Top quality images and blog Alik. And great colour in your edits.
Thanks Les!
Thanks for doing this Alik.
You make reviews from very interesting aspects. I really like it, that what I enjoy to read. Thanks!
“AF for other than bird photography”. Haha. But I do agree that your photos are far more interesting. I didn’t know that so many men were interested in feathered birds before I started following cameras. Thank you for your articles on the Z8 for other than raptors.
I am an Z6ii owner who is still trying to find a way to work its AF modes in street photography. Coming from DSLR works where I used 3d tracking to catch the subject and recompose while still tracking it, I felt that anything that I found on Z6ii was inferior. So naturally when Z8 appeared, I started considering it, but damn Z8 is so much bigger and getting closer to D850 format again. Thanks a lot for this blog, you inspired me to keep trying even more rather than throwing money in a hope of finding “a better camera” :))) and also thanks for all the great photos!
I think you just need to learn the new AF system
Hi Alik, my dilemma is to upgrade from the Z 7ii to the Z 8 or not. I’m not going elsewhere.
With these mirrorless cameras, we may know at what LV they still can focus (Z f: LV -10, Z 8: LV -9). At that amount of light the camera can no linger make normal photos or measure light. But it can focus on what we point it to – using the AF system in the camera.
What I call “recognition AI AF” relies on a form of computer vision (a branch of AI) and needs more light as it relies on the normal photosites in the sensor too.
Then the question is at what level recognition AI AF becomes unreliable.
In my studio, I keep ambient light at about LV 6 or 7 and at that my Z 7ii becomes unreliable. This is to have pupils moderately dilated but not too much (where the color of the iris would disappear, almost).
Your shots in this blog are ballpark between LV 5.2 and 10.
As you “complain” about the keeper rate with recognition AI AF, the question for me is at what LV light level falsely focused shots start popping up.
It seems that the AI plays an important role here and the EXPEED 7 would be able to run more complex, sophisticated, algorithms against richer shape databases.
The people in your shots here all seem in Japan and all seem Japanese or Asian to me – that means they have black eye lashes and dark brown hair, and also their black hair contrasts with their face.

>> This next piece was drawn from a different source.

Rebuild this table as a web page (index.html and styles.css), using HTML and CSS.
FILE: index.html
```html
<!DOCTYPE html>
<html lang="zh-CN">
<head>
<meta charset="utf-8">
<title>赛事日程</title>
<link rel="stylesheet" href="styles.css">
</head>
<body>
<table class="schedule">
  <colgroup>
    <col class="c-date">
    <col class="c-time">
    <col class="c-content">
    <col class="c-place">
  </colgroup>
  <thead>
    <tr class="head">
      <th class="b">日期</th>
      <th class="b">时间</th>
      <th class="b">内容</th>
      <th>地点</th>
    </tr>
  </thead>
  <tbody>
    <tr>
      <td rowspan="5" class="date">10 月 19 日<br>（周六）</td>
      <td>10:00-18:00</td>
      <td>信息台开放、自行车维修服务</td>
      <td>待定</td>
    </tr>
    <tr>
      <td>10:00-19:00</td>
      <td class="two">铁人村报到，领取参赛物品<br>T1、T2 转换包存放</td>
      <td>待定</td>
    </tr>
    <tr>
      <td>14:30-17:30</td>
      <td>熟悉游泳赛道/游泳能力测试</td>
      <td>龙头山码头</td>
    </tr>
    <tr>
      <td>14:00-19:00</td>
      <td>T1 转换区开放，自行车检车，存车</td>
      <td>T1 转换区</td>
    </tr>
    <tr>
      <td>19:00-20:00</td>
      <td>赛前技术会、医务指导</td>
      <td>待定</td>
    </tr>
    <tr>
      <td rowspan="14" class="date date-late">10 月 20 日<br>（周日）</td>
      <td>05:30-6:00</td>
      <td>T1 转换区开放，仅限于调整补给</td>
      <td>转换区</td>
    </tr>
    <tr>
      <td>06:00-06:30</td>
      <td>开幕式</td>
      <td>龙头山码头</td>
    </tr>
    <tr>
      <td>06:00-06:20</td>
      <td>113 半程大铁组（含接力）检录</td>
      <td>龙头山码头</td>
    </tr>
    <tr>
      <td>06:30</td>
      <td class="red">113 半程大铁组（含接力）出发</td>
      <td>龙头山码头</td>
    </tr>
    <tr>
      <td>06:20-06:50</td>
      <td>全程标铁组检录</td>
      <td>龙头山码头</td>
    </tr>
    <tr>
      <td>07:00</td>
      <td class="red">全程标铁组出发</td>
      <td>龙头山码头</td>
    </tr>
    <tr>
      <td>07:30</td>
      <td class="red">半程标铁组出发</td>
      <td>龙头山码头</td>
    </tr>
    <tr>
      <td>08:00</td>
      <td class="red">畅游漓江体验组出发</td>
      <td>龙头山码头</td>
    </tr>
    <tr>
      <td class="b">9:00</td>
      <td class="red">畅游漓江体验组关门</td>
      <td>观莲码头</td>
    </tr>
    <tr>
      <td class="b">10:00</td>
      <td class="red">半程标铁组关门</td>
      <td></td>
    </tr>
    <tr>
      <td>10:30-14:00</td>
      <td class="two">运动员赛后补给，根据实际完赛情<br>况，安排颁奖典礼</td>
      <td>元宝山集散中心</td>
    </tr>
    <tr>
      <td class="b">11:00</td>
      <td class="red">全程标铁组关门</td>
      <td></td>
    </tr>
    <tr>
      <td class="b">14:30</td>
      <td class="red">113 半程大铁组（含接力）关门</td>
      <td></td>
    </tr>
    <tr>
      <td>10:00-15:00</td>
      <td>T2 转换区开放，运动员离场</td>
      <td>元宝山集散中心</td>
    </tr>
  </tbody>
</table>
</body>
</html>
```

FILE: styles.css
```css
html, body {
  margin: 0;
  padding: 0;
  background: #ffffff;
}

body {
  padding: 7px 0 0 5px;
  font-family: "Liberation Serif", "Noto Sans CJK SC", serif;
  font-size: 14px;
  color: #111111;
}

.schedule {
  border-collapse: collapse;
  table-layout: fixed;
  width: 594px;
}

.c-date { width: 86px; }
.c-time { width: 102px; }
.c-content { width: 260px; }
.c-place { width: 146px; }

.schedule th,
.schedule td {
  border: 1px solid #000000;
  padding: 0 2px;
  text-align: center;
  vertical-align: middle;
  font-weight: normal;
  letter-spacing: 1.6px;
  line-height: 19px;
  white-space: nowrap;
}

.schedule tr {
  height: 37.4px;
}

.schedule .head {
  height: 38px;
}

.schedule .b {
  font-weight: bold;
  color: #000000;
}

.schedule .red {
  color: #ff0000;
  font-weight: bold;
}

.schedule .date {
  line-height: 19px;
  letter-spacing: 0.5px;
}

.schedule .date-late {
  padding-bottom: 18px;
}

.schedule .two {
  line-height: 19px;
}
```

My local bland blue-eyed blonde is less contrasty and this may make matters worse for me, c.q. my Z 7ii. I shoot “S” class primes only and may use the 105/2.8S macro lens for portraits too.

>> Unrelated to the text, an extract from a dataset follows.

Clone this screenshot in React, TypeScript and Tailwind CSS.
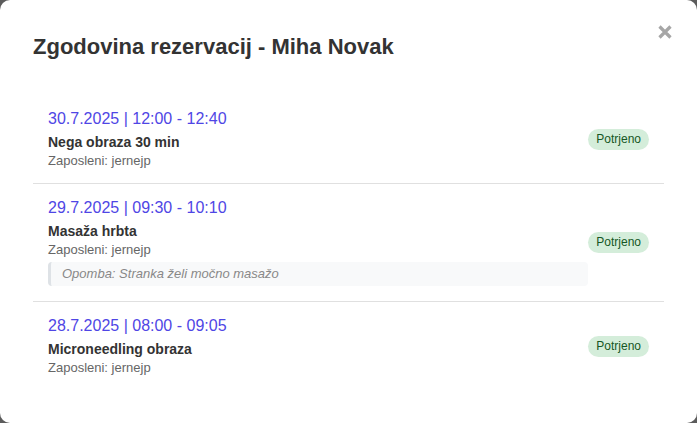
import React from 'react';

interface Reservation {
  id: number;
  date: string;
  service: string;
  employee: string;
  note?: string;
  status: string;
}

const reservations: Reservation[] = [
  { id: 1, date: '30.7.2025 | 12:00 - 12:40', service: 'Nega obraza 30 min', employee: 'jernejp', status: 'Potrjeno' },
  {
    id: 2,
    date: '29.7.2025 | 09:30 - 10:10',
    service: 'Masaža hrbta',
    employee: 'jernejp',
    note: 'Stranka želi močno masažo',
    status: 'Potrjeno',
  },
  { id: 3, date: '28.7.2025 | 08:00 - 09:05', service: 'Microneedling obraza', employee: 'jernejp', status: 'Potrjeno' },
];

const App = () => {
  return (
    <div className="h-[423px] w-[697px] bg-[#5c5c5c] font-['Liberation_Sans',Arial,sans-serif]">
      <div className="relative h-full w-full rounded-[10px] bg-white px-[33px] pt-[34px]">
        {/* Close */}
        <button className="absolute right-[25px] top-[25px] h-[14px] w-[14px]" aria-label="Zapri">
          <svg viewBox="0 0 14 14" width="14" height="14">
            <path d="M1.5 1.5 L12.5 12.5 M12.5 1.5 L1.5 12.5" stroke="#a6a6a6" strokeWidth="3.2" />
          </svg>
        </button>

        <h2 className="text-[22px] font-bold leading-[25px] text-[#333]">Zgodovina rezervacij - Miha Novak</h2>

        {/* List */}
        <div className="mt-[36px]">
          {reservations.map((r, i) => (
            <div
              key={r.id}
              className={`flex items-center p-[15px] ${i < reservations.length - 1 ? 'border-b border-[#e0e0e0]' : ''}`}
            >
              <div className="min-w-0 flex-1">
                <div className="mb-[6px] text-[16px] leading-[18px] text-[#4f46e5]">{r.date}</div>
                <div className="mb-[3px] text-[14px] font-bold leading-[16px] text-[#333]">{r.service}</div>
                <div className="text-[13px] leading-[15px] text-[#666]">Zaposleni: {r.employee}</div>
                {r.note && (
                  <div className="mt-[5px] rounded-[4px] border-l-[3px] border-[#dee2e6] bg-[#f8f9fa] px-[11px] py-[4px] text-[13px] italic leading-[16px] text-[#888]">
                    Opomba: {r.note}
                  </div>
                )}
              </div>
              <span className="shrink-0 rounded-full bg-[#d4edda] px-[8px] py-[4px] text-[12px] leading-[13px] text-[#155724]">
                {r.status}
              </span>
            </div>
          ))}
        </div>
      </div>
    </div>
  );
};

export default App;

I don’t shoot fully opened, generally, (a) because I want some depth of field in a portrait still, and (b) it seemed the Z 7(ii) has its aperture at about f/5.6 when it focuses (likely the DoF makes finding the subject easier with less hunting). I must admit I never checked with the latest firmware if it still does that.
Your experience?
LV = EV @ ISO 100
Quickly testing with my f2.8 and f1.8 lenses I do not see the aperture close to f5.6 when trying to focus. I do see that on some other cameras though. Maybe if I used a faster lens it would.
I’m curious to see how the Z9 firmware is different, it’s supposed to come to the z8 eventually and is supposed to have some extra improvements.
I’ve never considered using a zone box but especially with an ultrawide in low light, I find that it almost feels like the camera’s processor is overloaded and everything just slows to a crawl.
How do you go about choosing the size of this done box? I imagine it is different depending the lens you use and what you’re shooting, but what are the variables you’re considering here?
It depends on how the camera is behaving, but it’s pretty easy to customize the size now on the fly. Sometimes I use just horizontal and thin. But eye and face AF generally don’t work well with wide lenses because of too many false positives or other people detecting you don’t want, so I often turn those off. I always also have my Fn1 button on my index finger set to Dynamic Area AF (M) so I can immediately just click it to that for a more defined direction.
As a fellow Z8 owner, nice to see someone else using it for things other than birds, lol.
haha It’s nice to see Nikon actually getting picked more by the younger crowd as well. The Zf is getting popular with street travel shooters.